Roma, il minimo sindacale

Una serata in cui la Roma può permettersi di scegliere ad arte il dosaggio dei ritmi, anche se gli austriaci non scendono mai al di sotto della soglia sindacale del decoro. Come la giri la giri, Dzeko la domina, la caratterizza, la firma: guadagna il rigore del primo vantaggio, mette dentro il due a uno, nella prima frazione. Bene Perotti, come suggeritore e per il consueto rigore da pasticceria calcistica. Dura un’ora, ma la sensazione è che lo si rivedrà contro la Spal.

Riacciuffano due volte il risultato, Niangbo e compagni: merito loro e del crescendo delle trame di gioco che evidenziano nella ripresa, ma molto incide il sostanziale calo di tensione dei giallorossi, scesi con il contrappeso della pressoché totale certezza della qualificazione ai sedicesimi. Giocare al gatto col topo, almeno nelle intenzioni, non ammette una così numerosa serie di distrazioni. 

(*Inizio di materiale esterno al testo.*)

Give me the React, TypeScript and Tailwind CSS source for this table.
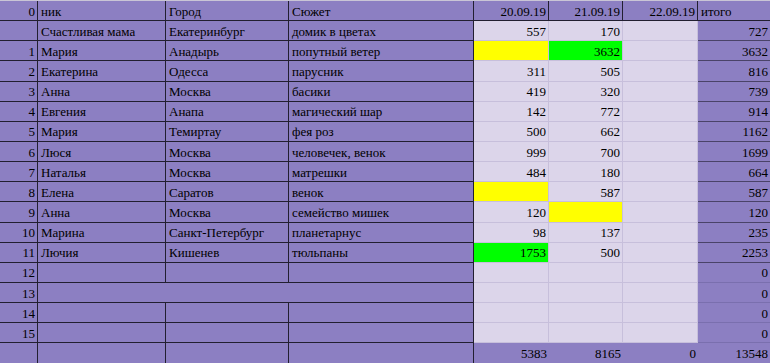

Ci si aspettava un Ünder affamato, alla fine dei conti bisogna annotare che si ferma all’aperitivo, a livello prestazionale. Più utile tatticamente Mkhitaryan, per quanto anche lui poco appariscente a livello di colpi. 
Nota a margine: forse a livello ambientale ci si aspettava un po’ di calore in più, per Alessandro Florenzi, per una serie di ragioni che sommano la cronaca alla storia recente. 

Accade di tutto, nell’altra gara del girone: fuori i tedeschi? Se la Roma non trova il guizzo sono ancora più amare le considerazioni. 
Finisce così, più che altro con un monito: alla ripresa, questa competizione sarà una sorta di Champions 2: essersi mangiati per indolenza la possibilità di un sorteggio più benevolo è stato abbastanza delittuoso.